• **DIRECTIONS FOR THIS TASK**: Return every line of the material exactly.
[BEGIN DATA BLOCK]
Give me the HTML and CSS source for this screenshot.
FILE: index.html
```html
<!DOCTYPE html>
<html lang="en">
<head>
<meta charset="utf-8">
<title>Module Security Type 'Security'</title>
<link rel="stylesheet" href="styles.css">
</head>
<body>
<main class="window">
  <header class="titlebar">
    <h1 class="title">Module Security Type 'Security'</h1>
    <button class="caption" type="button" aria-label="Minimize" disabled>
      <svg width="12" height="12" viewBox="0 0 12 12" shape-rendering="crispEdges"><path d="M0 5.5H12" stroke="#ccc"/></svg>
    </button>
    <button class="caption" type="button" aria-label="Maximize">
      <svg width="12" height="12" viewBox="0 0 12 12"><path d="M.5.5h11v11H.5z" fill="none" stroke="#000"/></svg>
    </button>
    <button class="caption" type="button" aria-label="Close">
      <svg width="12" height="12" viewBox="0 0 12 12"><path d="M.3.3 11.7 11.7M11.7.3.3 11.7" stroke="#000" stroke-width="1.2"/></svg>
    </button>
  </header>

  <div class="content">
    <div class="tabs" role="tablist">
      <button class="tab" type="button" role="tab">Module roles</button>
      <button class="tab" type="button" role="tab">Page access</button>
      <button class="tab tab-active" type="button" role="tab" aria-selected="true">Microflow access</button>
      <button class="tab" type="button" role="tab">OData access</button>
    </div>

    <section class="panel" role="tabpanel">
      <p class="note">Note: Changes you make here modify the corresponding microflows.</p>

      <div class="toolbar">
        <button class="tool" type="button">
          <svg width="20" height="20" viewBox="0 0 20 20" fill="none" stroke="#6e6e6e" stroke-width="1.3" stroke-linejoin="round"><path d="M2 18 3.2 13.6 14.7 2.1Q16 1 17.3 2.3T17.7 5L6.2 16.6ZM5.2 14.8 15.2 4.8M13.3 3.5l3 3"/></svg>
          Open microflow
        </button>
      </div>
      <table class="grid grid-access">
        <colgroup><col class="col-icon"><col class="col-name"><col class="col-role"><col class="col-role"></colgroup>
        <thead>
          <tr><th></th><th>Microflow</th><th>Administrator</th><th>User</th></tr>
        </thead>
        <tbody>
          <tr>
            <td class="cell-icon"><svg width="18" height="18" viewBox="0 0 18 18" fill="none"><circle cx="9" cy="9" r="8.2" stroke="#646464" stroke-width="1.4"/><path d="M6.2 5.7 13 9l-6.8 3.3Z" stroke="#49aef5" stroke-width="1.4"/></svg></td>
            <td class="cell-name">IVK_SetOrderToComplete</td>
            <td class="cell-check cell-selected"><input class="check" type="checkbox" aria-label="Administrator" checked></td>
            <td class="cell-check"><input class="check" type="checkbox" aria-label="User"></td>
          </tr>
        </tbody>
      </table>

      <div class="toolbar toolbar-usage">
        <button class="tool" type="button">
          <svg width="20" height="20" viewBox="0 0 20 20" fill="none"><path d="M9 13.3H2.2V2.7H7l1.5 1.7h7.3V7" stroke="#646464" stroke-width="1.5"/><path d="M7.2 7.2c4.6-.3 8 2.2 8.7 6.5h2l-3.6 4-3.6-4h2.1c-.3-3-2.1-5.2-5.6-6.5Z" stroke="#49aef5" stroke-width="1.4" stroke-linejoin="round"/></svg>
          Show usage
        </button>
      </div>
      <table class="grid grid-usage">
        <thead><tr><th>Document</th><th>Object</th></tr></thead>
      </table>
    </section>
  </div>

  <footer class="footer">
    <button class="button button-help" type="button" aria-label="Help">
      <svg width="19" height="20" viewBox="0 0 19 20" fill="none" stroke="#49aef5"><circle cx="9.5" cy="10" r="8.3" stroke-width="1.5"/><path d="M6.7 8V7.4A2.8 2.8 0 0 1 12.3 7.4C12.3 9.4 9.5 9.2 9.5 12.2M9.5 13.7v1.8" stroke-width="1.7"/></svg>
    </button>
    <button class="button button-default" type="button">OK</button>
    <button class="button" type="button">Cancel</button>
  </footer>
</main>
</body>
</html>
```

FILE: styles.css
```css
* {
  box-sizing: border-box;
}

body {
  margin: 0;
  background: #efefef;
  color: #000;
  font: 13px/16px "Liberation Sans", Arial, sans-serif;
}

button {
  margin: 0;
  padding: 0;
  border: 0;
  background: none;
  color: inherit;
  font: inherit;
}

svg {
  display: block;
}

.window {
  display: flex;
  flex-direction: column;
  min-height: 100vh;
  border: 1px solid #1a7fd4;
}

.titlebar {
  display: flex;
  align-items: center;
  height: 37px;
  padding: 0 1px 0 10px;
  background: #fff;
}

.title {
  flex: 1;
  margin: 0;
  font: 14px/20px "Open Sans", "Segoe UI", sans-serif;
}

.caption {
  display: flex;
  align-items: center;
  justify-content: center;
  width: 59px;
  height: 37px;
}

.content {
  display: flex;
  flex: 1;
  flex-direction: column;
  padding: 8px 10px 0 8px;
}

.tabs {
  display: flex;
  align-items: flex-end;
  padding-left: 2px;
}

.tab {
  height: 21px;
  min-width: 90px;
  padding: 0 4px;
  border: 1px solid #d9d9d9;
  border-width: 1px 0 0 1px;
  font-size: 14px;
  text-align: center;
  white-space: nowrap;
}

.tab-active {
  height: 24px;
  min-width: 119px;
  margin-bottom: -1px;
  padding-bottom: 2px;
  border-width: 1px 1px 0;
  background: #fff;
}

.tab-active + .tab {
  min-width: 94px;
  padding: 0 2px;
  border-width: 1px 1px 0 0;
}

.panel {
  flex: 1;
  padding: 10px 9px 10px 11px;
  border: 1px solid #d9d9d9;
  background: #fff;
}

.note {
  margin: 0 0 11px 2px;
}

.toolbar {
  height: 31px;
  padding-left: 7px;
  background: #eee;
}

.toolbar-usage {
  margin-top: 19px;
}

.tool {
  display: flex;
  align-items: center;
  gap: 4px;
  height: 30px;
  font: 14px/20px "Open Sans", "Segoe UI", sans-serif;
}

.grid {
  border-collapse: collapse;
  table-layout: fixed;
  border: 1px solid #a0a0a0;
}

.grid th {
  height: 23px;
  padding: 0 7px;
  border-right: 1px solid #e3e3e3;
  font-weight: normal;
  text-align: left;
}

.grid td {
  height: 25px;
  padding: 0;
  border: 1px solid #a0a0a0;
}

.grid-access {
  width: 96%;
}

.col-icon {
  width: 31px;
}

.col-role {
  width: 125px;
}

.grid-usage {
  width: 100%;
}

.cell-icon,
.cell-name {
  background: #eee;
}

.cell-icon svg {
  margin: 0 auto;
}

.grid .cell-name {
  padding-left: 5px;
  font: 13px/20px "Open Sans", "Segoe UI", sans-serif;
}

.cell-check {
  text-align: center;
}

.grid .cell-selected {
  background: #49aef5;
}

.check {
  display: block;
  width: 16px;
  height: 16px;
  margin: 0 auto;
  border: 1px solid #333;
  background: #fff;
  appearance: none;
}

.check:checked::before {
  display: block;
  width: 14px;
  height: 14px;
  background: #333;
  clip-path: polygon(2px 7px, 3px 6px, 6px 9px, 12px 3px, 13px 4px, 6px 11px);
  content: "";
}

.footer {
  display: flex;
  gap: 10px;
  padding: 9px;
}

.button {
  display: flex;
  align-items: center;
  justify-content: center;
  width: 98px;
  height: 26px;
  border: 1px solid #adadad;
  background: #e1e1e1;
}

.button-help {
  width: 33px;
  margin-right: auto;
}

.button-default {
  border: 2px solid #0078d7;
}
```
[END DATA BLOCK]
• **WORKED SOLUTION**:
Give me the HTML and CSS source for this screenshot.
FILE: index.html
```html
<!DOCTYPE html>
<html lang="en">
<head>
<meta charset="utf-8">
<title>Module Security Type 'Security'</title>
<link rel="stylesheet" href="styles.css">
</head>
<body>
<main class="window">
  <header class="titlebar">
    <h1 class="title">Module Security Type 'Security'</h1>
    <button class="caption" type="button" aria-label="Minimize" disabled>
      <svg width="12" height="12" viewBox="0 0 12 12" shape-rendering="crispEdges"><path d="M0 5.5H12" stroke="#ccc"/></svg>
    </button>
    <button class="caption" type="button" aria-label="Maximize">
      <svg width="12" height="12" viewBox="0 0 12 12"><path d="M.5.5h11v11H.5z" fill="none" stroke="#000"/></svg>
    </button>
    <button class="caption" type="button" aria-label="Close">
      <svg width="12" height="12" viewBox="0 0 12 12"><path d="M.3.3 11.7 11.7M11.7.3.3 11.7" stroke="#000" stroke-width="1.2"/></svg>
    </button>
  </header>

  <div class="content">
    <div class="tabs" role="tablist">
      <button class="tab" type="button" role="tab">Module roles</button>
      <button class="tab" type="button" role="tab">Page access</button>
      <button class="tab tab-active" type="button" role="tab" aria-selected="true">Microflow access</button>
      <button class="tab" type="button" role="tab">OData access</button>
    </div>

    <section class="panel" role="tabpanel">
      <p class="note">Note: Changes you make here modify the corresponding microflows.</p>

      <div class="toolbar">
        <button class="tool" type="button">
          <svg width="20" height="20" viewBox="0 0 20 20" fill="none" stroke="#6e6e6e" stroke-width="1.3" stroke-linejoin="round"><path d="M2 18 3.2 13.6 14.7 2.1Q16 1 17.3 2.3T17.7 5L6.2 16.6ZM5.2 14.8 15.2 4.8M13.3 3.5l3 3"/></svg>
          Open microflow
        </button>
      </div>
      <table class="grid grid-access">
        <colgroup><col class="col-icon"><col class="col-name"><col class="col-role"><col class="col-role"></colgroup>
        <thead>
          <tr><th></th><th>Microflow</th><th>Administrator</th><th>User</th></tr>
        </thead>
        <tbody>
          <tr>
            <td class="cell-icon"><svg width="18" height="18" viewBox="0 0 18 18" fill="none"><circle cx="9" cy="9" r="8.2" stroke="#646464" stroke-width="1.4"/><path d="M6.2 5.7 13 9l-6.8 3.3Z" stroke="#49aef5" stroke-width="1.4"/></svg></td>
            <td class="cell-name">IVK_SetOrderToComplete</td>
            <td class="cell-check cell-selected"><input class="check" type="checkbox" aria-label="Administrator" checked></td>
            <td class="cell-check"><input class="check" type="checkbox" aria-label="User"></td>
          </tr>
        </tbody>
      </table>

      <div class="toolbar toolbar-usage">
        <button class="tool" type="button">
          <svg width="20" height="20" viewBox="0 0 20 20" fill="none"><path d="M9 13.3H2.2V2.7H7l1.5 1.7h7.3V7" stroke="#646464" stroke-width="1.5"/><path d="M7.2 7.2c4.6-.3 8 2.2 8.7 6.5h2l-3.6 4-3.6-4h2.1c-.3-3-2.1-5.2-5.6-6.5Z" stroke="#49aef5" stroke-width="1.4" stroke-linejoin="round"/></svg>
          Show usage
        </button>
      </div>
      <table class="grid grid-usage">
        <thead><tr><th>Document</th><th>Object</th></tr></thead>
      </table>
    </section>
  </div>

  <footer class="footer">
    <button class="button button-help" type="button" aria-label="Help">
      <svg width="19" height="20" viewBox="0 0 19 20" fill="none" stroke="#49aef5"><circle cx="9.5" cy="10" r="8.3" stroke-width="1.5"/><path d="M6.7 8V7.4A2.8 2.8 0 0 1 12.3 7.4C12.3 9.4 9.5 9.2 9.5 12.2M9.5 13.7v1.8" stroke-width="1.7"/></svg>
    </button>
    <button class="button button-default" type="button">OK</button>
    <button class="button" type="button">Cancel</button>
  </footer>
</main>
</body>
</html>
```

FILE: styles.css
```css
* {
  box-sizing: border-box;
}

body {
  margin: 0;
  background: #efefef;
  color: #000;
  font: 13px/16px "Liberation Sans", Arial, sans-serif;
}

button {
  margin: 0;
  padding: 0;
  border: 0;
  background: none;
  color: inherit;
  font: inherit;
}

svg {
  display: block;
}

.window {
  display: flex;
  flex-direction: column;
  min-height: 100vh;
  border: 1px solid #1a7fd4;
}

.titlebar {
  display: flex;
  align-items: center;
  height: 37px;
  padding: 0 1px 0 10px;
  background: #fff;
}

.title {
  flex: 1;
  margin: 0;
  font: 14px/20px "Open Sans", "Segoe UI", sans-serif;
}

.caption {
  display: flex;
  align-items: center;
  justify-content: center;
  width: 59px;
  height: 37px;
}

.content {
  display: flex;
  flex: 1;
  flex-direction: column;
  padding: 8px 10px 0 8px;
}

.tabs {
  display: flex;
  align-items: flex-end;
  padding-left: 2px;
}

.tab {
  height: 21px;
  min-width: 90px;
  padding: 0 4px;
  border: 1px solid #d9d9d9;
  border-width: 1px 0 0 1px;
  font-size: 14px;
  text-align: center;
  white-space: nowrap;
}

.tab-active {
  height: 24px;
  min-width: 119px;
  margin-bottom: -1px;
  padding-bottom: 2px;
  border-width: 1px 1px 0;
  background: #fff;
}

.tab-active + .tab {
  min-width: 94px;
  padding: 0 2px;
  border-width: 1px 1px 0 0;
}

.panel {
  flex: 1;
  padding: 10px 9px 10px 11px;
  border: 1px solid #d9d9d9;
  background: #fff;
}

.note {
  margin: 0 0 11px 2px;
}

.toolbar {
  height: 31px;
  padding-left: 7px;
  background: #eee;
}

.toolbar-usage {
  margin-top: 19px;
}

.tool {
  display: flex;
  align-items: center;
  gap: 4px;
  height: 30px;
  font: 14px/20px "Open Sans", "Segoe UI", sans-serif;
}

.grid {
  border-collapse: collapse;
  table-layout: fixed;
  border: 1px solid #a0a0a0;
}

.grid th {
  height: 23px;
  padding: 0 7px;
  border-right: 1px solid #e3e3e3;
  font-weight: normal;
  text-align: left;
}

.grid td {
  height: 25px;
  padding: 0;
  border: 1px solid #a0a0a0;
}

.grid-access {
  width: 96%;
}

.col-icon {
  width: 31px;
}

.col-role {
  width: 125px;
}

.grid-usage {
  width: 100%;
}

.cell-icon,
.cell-name {
  background: #eee;
}

.cell-icon svg {
  margin: 0 auto;
}

.grid .cell-name {
  padding-left: 5px;
  font: 13px/20px "Open Sans", "Segoe UI", sans-serif;
}

.cell-check {
  text-align: center;
}

.grid .cell-selected {
  background: #49aef5;
}

.check {
  display: block;
  width: 16px;
  height: 16px;
  margin: 0 auto;
  border: 1px solid #333;
  background: #fff;
  appearance: none;
}

.check:checked::before {
  display: block;
  width: 14px;
  height: 14px;
  background: #333;
  clip-path: polygon(2px 7px, 3px 6px, 6px 9px, 12px 3px, 13px 4px, 6px 11px);
  content: "";
}

.footer {
  display: flex;
  gap: 10px;
  padding: 9px;
}

.button {
  display: flex;
  align-items: center;
  justify-content: center;
  width: 98px;
  height: 26px;
  border: 1px solid #adadad;
  background: #e1e1e1;
}

.button-help {
  width: 33px;
  margin-right: auto;
}

.button-default {
  border: 2px solid #0078d7;
}
```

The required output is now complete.